Estábamos visitando un monasterio.
Al ya abominable contrasentido de avanzar en rebaño, apresuradamente, con las explicaciones que no explican casi nada que un guía que no guía pronuncia, se sumó la atosigante incontinencia verbal de una señora imposible.
Hasta que al llegar al claustro un joven que venía a mi lado acabó por hartarse y le dijo con contenida ira: “Señora, ¿sabe qué quiere decir “inefable”? Indecible, que no se puede decir. Así que si esto es inefable, cállese”.

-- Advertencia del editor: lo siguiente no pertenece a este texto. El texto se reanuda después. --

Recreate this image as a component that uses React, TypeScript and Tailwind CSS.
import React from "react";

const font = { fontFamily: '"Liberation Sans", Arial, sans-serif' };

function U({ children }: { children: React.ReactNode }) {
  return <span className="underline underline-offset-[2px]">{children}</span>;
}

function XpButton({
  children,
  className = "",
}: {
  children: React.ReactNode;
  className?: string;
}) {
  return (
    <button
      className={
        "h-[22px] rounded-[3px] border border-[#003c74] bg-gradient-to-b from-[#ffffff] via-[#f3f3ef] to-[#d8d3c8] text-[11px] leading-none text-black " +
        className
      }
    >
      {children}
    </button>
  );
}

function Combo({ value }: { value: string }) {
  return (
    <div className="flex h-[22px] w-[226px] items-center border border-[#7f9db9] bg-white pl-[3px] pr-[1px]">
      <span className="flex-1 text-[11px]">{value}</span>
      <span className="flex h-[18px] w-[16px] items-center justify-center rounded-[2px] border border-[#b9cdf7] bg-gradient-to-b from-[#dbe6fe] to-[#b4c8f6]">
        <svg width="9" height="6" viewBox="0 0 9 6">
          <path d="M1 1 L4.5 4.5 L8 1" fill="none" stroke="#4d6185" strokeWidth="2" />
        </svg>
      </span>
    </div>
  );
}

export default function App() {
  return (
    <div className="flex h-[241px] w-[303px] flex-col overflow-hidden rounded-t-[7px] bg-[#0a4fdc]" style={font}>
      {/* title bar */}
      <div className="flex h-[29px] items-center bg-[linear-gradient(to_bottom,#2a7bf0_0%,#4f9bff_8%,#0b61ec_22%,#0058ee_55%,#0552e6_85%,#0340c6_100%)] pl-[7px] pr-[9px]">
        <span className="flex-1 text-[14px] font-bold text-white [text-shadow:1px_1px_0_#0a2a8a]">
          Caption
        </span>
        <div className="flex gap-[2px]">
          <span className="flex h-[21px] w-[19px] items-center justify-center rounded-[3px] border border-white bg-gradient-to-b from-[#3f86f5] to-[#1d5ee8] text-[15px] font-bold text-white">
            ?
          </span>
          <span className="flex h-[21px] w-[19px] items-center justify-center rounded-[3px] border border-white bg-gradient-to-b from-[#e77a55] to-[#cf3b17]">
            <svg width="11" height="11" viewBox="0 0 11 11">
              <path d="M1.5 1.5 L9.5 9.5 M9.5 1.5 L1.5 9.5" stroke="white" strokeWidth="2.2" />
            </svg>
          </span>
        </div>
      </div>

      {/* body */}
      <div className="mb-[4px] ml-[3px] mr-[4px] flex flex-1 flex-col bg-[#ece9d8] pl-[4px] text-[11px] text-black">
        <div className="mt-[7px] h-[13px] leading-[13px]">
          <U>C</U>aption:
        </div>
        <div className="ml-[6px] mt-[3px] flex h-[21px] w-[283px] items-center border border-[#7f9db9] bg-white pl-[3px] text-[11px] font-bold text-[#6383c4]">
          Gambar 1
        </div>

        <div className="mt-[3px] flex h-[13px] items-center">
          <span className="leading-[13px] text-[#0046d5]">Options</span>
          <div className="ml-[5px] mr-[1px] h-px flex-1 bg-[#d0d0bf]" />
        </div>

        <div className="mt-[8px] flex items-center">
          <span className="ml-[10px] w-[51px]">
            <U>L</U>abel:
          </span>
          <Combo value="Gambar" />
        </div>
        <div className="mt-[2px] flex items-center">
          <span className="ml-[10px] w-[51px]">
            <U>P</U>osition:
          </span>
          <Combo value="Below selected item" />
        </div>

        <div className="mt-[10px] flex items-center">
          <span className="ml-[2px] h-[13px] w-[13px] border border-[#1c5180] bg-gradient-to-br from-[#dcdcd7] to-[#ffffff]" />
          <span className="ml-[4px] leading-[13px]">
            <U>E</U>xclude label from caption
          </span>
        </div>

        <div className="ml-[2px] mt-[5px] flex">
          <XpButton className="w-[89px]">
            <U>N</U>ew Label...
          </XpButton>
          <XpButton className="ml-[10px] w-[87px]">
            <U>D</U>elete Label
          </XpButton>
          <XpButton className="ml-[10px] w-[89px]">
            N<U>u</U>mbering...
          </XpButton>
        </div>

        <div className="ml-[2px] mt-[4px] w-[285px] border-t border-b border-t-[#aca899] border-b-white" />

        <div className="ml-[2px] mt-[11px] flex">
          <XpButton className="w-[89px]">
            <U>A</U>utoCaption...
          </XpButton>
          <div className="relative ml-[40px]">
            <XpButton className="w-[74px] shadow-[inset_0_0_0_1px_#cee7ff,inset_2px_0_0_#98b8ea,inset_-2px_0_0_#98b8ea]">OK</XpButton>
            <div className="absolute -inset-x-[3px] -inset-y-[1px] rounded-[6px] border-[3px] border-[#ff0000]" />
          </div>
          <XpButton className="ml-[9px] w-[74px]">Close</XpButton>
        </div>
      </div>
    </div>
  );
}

Por su parte, Solange Cameuër asume que la disociación entre lenguaje y hechos existe desde siempre. “El conflicto entre lenguaje y hechos es histórico simplemente porque lenguaje y mundo son sustancias heterogéneas o, en otras palabras: el mundo hace ruido pero no habla, mientras que el lenguaje se empeña en nombrar y narrar lo mudo.” Cuando las palabras no dicen cada quien debe encontrar la mejor de las salidas posibles y en relación a ello sostiene José Jiménez Lozano que “cuando santa Teresa no sabía muy bien cómo expresar exactamente lo que pensaba o sentía, escribía: ‘a esto llamo yo’.” 
Otro testimonio acerca del tema lo comparte Marcelo Fuentes quien, en carta a Daniel Capó, trasmite sus peripecias en el propósito de pintar un jardín con los diversos tonos de verde que veía.

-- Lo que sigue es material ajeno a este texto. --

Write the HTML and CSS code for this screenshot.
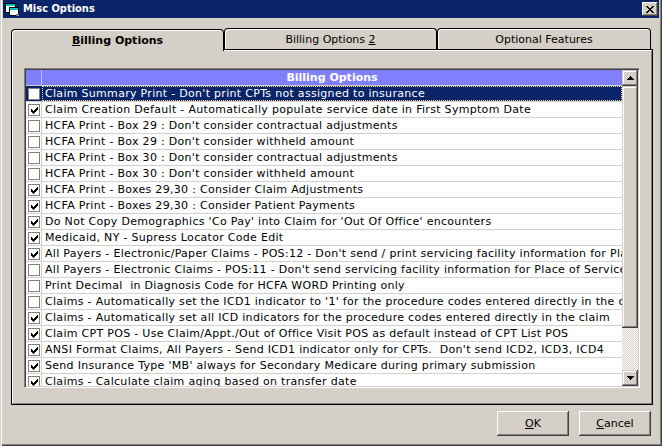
FILE: index.html
```html
<!DOCTYPE html>
<html>
<head>
<meta charset="utf-8">
<link rel="stylesheet" href="styles.css">
</head>
<body>
<div class="window">
  <div class="titlebar">
    <svg class="app-icon" viewBox="0 0 16 16" shape-rendering="crispEdges">
      <rect x="1" y="2" width="11" height="10" fill="#000"/>
      <rect x="2" y="3" width="9" height="2" fill="#00c0c0"/>
      <rect x="2" y="5" width="9" height="6" fill="#fff"/>
      <rect x="5" y="6" width="10" height="9" fill="#000"/>
      <rect x="6" y="7" width="8" height="2" fill="#00c0c0"/>
      <rect x="6" y="9" width="8" height="5" fill="#fff"/>
      <rect x="12" y="13" width="3" height="2" fill="#808080"/>
    </svg>
    <span class="title">Misc Options</span>
    <span class="close">
      <svg viewBox="0 0 8 7" width="8" height="7" shape-rendering="crispEdges">
        <path d="M0 0h2v1h1v1h2v-1h1v-1h2v1h-1v1h-1v1h-1v1h1v1h1v1h1v1h-2v-1h-1v-1h-2v1h-1v1h-2v-1h1v-1h1v-1h1v-1h-1v-1h-1v-1h-1z" fill="#000"/>
      </svg>
    </span>
  </div>
  <div class="client">
    <div class="tabs">
      <div class="tab tab-a active"><span><u>B</u>illing Options</span></div>
      <div class="tab tab-b"><span>Billing Options <u>2</u></span></div>
      <div class="tab tab-c"><span>Optional Features</span></div>
    </div>
    <div class="panel">
      <div class="list">
        <div class="grid">
          <div class="head"><span class="head-chk"></span><span class="head-label">Billing Options</span></div>
          <div class="row selected"><span class="chk-cell"><span class="box"></span></span><span class="text">Claim Summary Print - Don't print CPTs not assigned to insurance</span></div>
          <div class="row"><span class="chk-cell"><span class="box checked"><svg viewBox="0 0 7 7" width="7" height="7" shape-rendering="crispEdges"><path d="M0 2H1V3H2V4H3V3H4V2H5V1H6V0H7V3H6V4H5V5H4V6H3V7H2V6H1V5H0Z"/></svg></span></span><span class="text">Claim Creation Default - Automatically populate service date in First Symptom Date</span></div>
          <div class="row"><span class="chk-cell"><span class="box"></span></span><span class="text">HCFA Print - Box 29 : Don't consider contractual adjustments</span></div>
          <div class="row"><span class="chk-cell"><span class="box"></span></span><span class="text">HCFA Print - Box 29 : Don't consider withheld amount</span></div>
          <div class="row"><span class="chk-cell"><span class="box"></span></span><span class="text">HCFA Print - Box 30 : Don't consider contractual adjustments</span></div>
          <div class="row"><span class="chk-cell"><span class="box"></span></span><span class="text">HCFA Print - Box 30 : Don't consider withheld amount</span></div>
          <div class="row"><span class="chk-cell"><span class="box checked"><svg viewBox="0 0 7 7" width="7" height="7" shape-rendering="crispEdges"><path d="M0 2H1V3H2V4H3V3H4V2H5V1H6V0H7V3H6V4H5V5H4V6H3V7H2V6H1V5H0Z"/></svg></span></span><span class="text">HCFA Print - Boxes 29,30 : Consider Claim Adjustments</span></div>
          <div class="row"><span class="chk-cell"><span class="box checked"><svg viewBox="0 0 7 7" width="7" height="7" shape-rendering="crispEdges"><path d="M0 2H1V3H2V4H3V3H4V2H5V1H6V0H7V3H6V4H5V5H4V6H3V7H2V6H1V5H0Z"/></svg></span></span><span class="text">HCFA Print - Boxes 29,30 : Consider Patient Payments</span></div>
          <div class="row"><span class="chk-cell"><span class="box checked"><svg viewBox="0 0 7 7" width="7" height="7" shape-rendering="crispEdges"><path d="M0 2H1V3H2V4H3V3H4V2H5V1H6V0H7V3H6V4H5V5H4V6H3V7H2V6H1V5H0Z"/></svg></span></span><span class="text">Do Not Copy Demographics 'Co Pay' into Claim for 'Out Of Office' encounters</span></div>
          <div class="row"><span class="chk-cell"><span class="box checked"><svg viewBox="0 0 7 7" width="7" height="7" shape-rendering="crispEdges"><path d="M0 2H1V3H2V4H3V3H4V2H5V1H6V0H7V3H6V4H5V5H4V6H3V7H2V6H1V5H0Z"/></svg></span></span><span class="text">Medicaid, NY - Supress Locator Code Edit</span></div>
          <div class="row"><span class="chk-cell"><span class="box checked"><svg viewBox="0 0 7 7" width="7" height="7" shape-rendering="crispEdges"><path d="M0 2H1V3H2V4H3V3H4V2H5V1H6V0H7V3H6V4H5V5H4V6H3V7H2V6H1V5H0Z"/></svg></span></span><span class="text">All Payers - Electronic/Paper Claims - POS:12 - Don't send / print servicing facility information for Place of Service 12</span></div>
          <div class="row"><span class="chk-cell"><span class="box"></span></span><span class="text">All Payers - Electronic Claims - POS:11 - Don't send servicing facility information for Place of Service 11</span></div>
          <div class="row"><span class="chk-cell"><span class="box"></span></span><span class="text">Print Decimal &nbsp;in Diagnosis Code for HCFA WORD Printing only</span></div>
          <div class="row"><span class="chk-cell"><span class="box"></span></span><span class="text">Claims - Automatically set the ICD1 indicator to '1' for the procedure codes entered directly in the claim</span></div>
          <div class="row"><span class="chk-cell"><span class="box checked"><svg viewBox="0 0 7 7" width="7" height="7" shape-rendering="crispEdges"><path d="M0 2H1V3H2V4H3V3H4V2H5V1H6V0H7V3H6V4H5V5H4V6H3V7H2V6H1V5H0Z"/></svg></span></span><span class="text">Claims - Automatically set all ICD indicators for the procedure codes entered directly in the claim</span></div>
          <div class="row"><span class="chk-cell"><span class="box checked"><svg viewBox="0 0 7 7" width="7" height="7" shape-rendering="crispEdges"><path d="M0 2H1V3H2V4H3V3H4V2H5V1H6V0H7V3H6V4H5V5H4V6H3V7H2V6H1V5H0Z"/></svg></span></span><span class="text">Claim CPT POS - Use Claim/Appt./Out of Office Visit POS as default instead of CPT List POS</span></div>
          <div class="row"><span class="chk-cell"><span class="box checked"><svg viewBox="0 0 7 7" width="7" height="7" shape-rendering="crispEdges"><path d="M0 2H1V3H2V4H3V3H4V2H5V1H6V0H7V3H6V4H5V5H4V6H3V7H2V6H1V5H0Z"/></svg></span></span><span class="text">ANSI Format Claims, All Payers - Send ICD1 indicator only for CPTs. &nbsp;Don't send ICD2, ICD3, ICD4</span></div>
          <div class="row"><span class="chk-cell"><span class="box checked"><svg viewBox="0 0 7 7" width="7" height="7" shape-rendering="crispEdges"><path d="M0 2H1V3H2V4H3V3H4V2H5V1H6V0H7V3H6V4H5V5H4V6H3V7H2V6H1V5H0Z"/></svg></span></span><span class="text">Send Insurance Type 'MB' always for Secondary Medicare during primary submission</span></div>
          <div class="row"><span class="chk-cell"><span class="box checked"><svg viewBox="0 0 7 7" width="7" height="7" shape-rendering="crispEdges"><path d="M0 2H1V3H2V4H3V3H4V2H5V1H6V0H7V3H6V4H5V5H4V6H3V7H2V6H1V5H0Z"/></svg></span></span><span class="text">Claims - Calculate claim aging based on transfer date</span></div>
        </div>
        <div class="scrollbar">
          <div class="sb-btn"><svg viewBox="0 0 7 4" width="7" height="4" shape-rendering="crispEdges"><path d="M3 0H4V1H5V2H6V3H7V4H0V3H1V2H2V1H3Z"/></svg></div>
          <div class="sb-track"><div class="sb-thumb"></div></div>
          <div class="sb-btn"><svg viewBox="0 0 7 4" width="7" height="4" shape-rendering="crispEdges"><path d="M0 0H7V1H6V2H5V3H4V4H3V3H2V2H1V1H0Z"/></svg></div>
        </div>
      </div>
    </div>
    <div class="buttons">
      <button class="btn"><u>O</u>K</button>
      <button class="btn"><u>C</u>ancel</button>
    </div>
  </div>
</div>
</body>
</html>
```
FILE: styles.css
```css
* { box-sizing: border-box; }
html, body { margin: 0; padding: 0; }
body {
  width: 662px;
  height: 446px;
  overflow: hidden;
  background: #d4d0c8;
  font-family: "DejaVu Sans", Verdana, sans-serif;
  font-size: 11px;
  color: #000;
}
.window {
  width: 662px;
  height: 446px;
  background: #d4d0c8;
  padding: 0 3px 3px 3px;
  display: flex;
  flex-direction: column;
  box-shadow: inset 1px 0 #d4d0c8, inset 2px 0 #fff, inset -1px -1px #404040, inset -2px -2px #808080;
}
.titlebar {
  flex: none;
  height: 18px;
  background: #0a246a;
  color: #fff;
  display: flex;
  align-items: center;
}
.app-icon { width: 16px; height: 16px; margin-left: 1px; flex: none; }
.title {
  flex: 1;
  margin-left: 3px;
  font-family: "DejaVu Sans Condensed", "DejaVu Sans", sans-serif;
  font-weight: bold;
  font-size: 11px;
  line-height: 18px;
}
.close {
  flex: none;
  width: 16px;
  height: 14px;
  margin-right: 1px;
  background: #d4d0c8;
  display: flex;
  align-items: center;
  justify-content: center;
  box-shadow: inset -1px -1px #404040, inset 1px 1px #fff, inset -2px -2px #808080;
}
.client {
  flex: 1;
  padding: 10px 6px 0 8px;
  display: flex;
  flex-direction: column;
}
.tabs {
  display: flex;
  align-items: flex-end;
  height: 21px;
  position: relative;
  z-index: 1;
}
.tab {
  height: 21px;
  background: #d4d0c8;
  border: 1px solid #000;
  border-bottom: 0;
  border-radius: 4px 4px 0 0;
  box-shadow: inset 1px 1px #fff;
  display: flex;
  align-items: center;
  justify-content: center;
  line-height: 13px;
}
.tab-a { width: 213px; }
.tab-b { width: 213px; }
.tab-c { width: 214px; }
.tab.active {
  height: 22px;
  margin-bottom: -2px;
  font-weight: bold;
}
.panel {
  width: 642px;
  height: 356px;
  border: 1px solid #000;
  box-shadow: inset 1px 1px #fff, inset -1px -1px #808080;
  padding: 18px 0 0 12px;
}
.list {
  width: 616px;
  height: 320px;
  border: 1px solid;
  border-color: #808080 #fff #fff #808080;
  box-shadow: inset 1px 1px #404040, inset -1px -1px #d4d0c8;
  padding: 1px;
  display: flex;
}
.grid {
  width: 596px;
  background: #fff;
  overflow: hidden;
}
.head {
  display: flex;
  height: 16px;
  background: #8080ff;
  border-bottom: 1px solid #d4d0c8;
}
.head-chk {
  width: 16px;
  border-right: 1px solid #c0c0ff;
}
.head-label {
  flex: 1;
  text-align: center;
  color: #fff;
  font-weight: bold;
  line-height: 15px;
}
.row {
  display: flex;
  height: 16px;
  border-bottom: 1px solid #d4d0c8;
  line-height: 15px;
}
.chk-cell {
  width: 16px;
  flex: none;
  border-right: 1px solid #d4d0c8;
  padding: 2px 0 0 2px;
}
.box {
  width: 12px;
  height: 12px;
  border: 1px solid #808080;
  background: #fff;
  display: flex;
  align-items: center;
  justify-content: center;
}
.box svg { fill: #000; }
.text {
  flex: 1;
  padding-left: 3px;
  white-space: nowrap;
  overflow: hidden;
  letter-spacing: 0.3px;
}
.row.selected { background: #0a246a; color: #fff; }
.row.selected .chk-cell { border-right-color: #0a246a; }
.row.selected .text { outline: 1px dotted #f5db95; outline-offset: -1px; }
.scrollbar {
  width: 16px;
  flex: none;
  display: flex;
  flex-direction: column;
}
.sb-btn, .sb-thumb {
  background: #d4d0c8;
  box-shadow: inset -1px -1px #404040, inset 1px 1px #d4d0c8, inset -2px -2px #808080, inset 2px 2px #fff;
}
.sb-btn {
  flex: none;
  height: 16px;
  display: flex;
  align-items: center;
  justify-content: center;
}
.sb-btn svg { fill: #000; }
.sb-track {
  flex: 1;
  background: repeating-conic-gradient(#fff 0 25%, #d4d0c8 0 50%) 0 0 / 2px 2px;
}
.sb-thumb { height: 242px; }
.buttons {
  display: flex;
  justify-content: flex-end;
  gap: 10px;
  margin-top: 6px;
  padding-right: 2px;
}
.btn {
  width: 72px;
  height: 25px;
  padding: 0;
  border: 0;
  background: #d4d0c8;
  color: #000;
  font-family: "DejaVu Sans", Verdana, sans-serif;
  font-size: 11px;
  box-shadow: inset -1px -1px #404040, inset 1px 1px #fff, inset -2px -2px #808080;
}
```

En mis comienzos me gustaba pintar en el jardín. Pronto me asombraría ver que cada planta tiene su propio verde y que dentro de cada planta hay muchos verdes y que cada hora del día cambia la temperatura de los verdes y que estos cambian de lugar y que la cercanía de otros verdes produce otros más y que  todo en conjunto produce sombras con verdes que ya no son verdes. Y que yo no era el mismo cada vez y todos los verdes de pronto eran otros.
Quien comienza a pintar un jardín, puede verse inundado de esta complejidad y acaba por dotar al lienzo de un sinnúmero de detalles. Se va uno por las ramas y convierte todo aquello en un sinsentido. (…)
Es la mente la que quiere atrapar, en permanente estado de carencia, el botín de la realidad. Y no es con la mente con la que se puede pintar un jardín, pensando un jardín. Ella sólo se recrea a sí misma sin un atisbo de brisa, de perfume.
De esta manera llega el pintor a los límites de sus propios saberes, lo que lo lleva a expresar con toda humildad: “Tal vez no pueda pintarse un jardín.”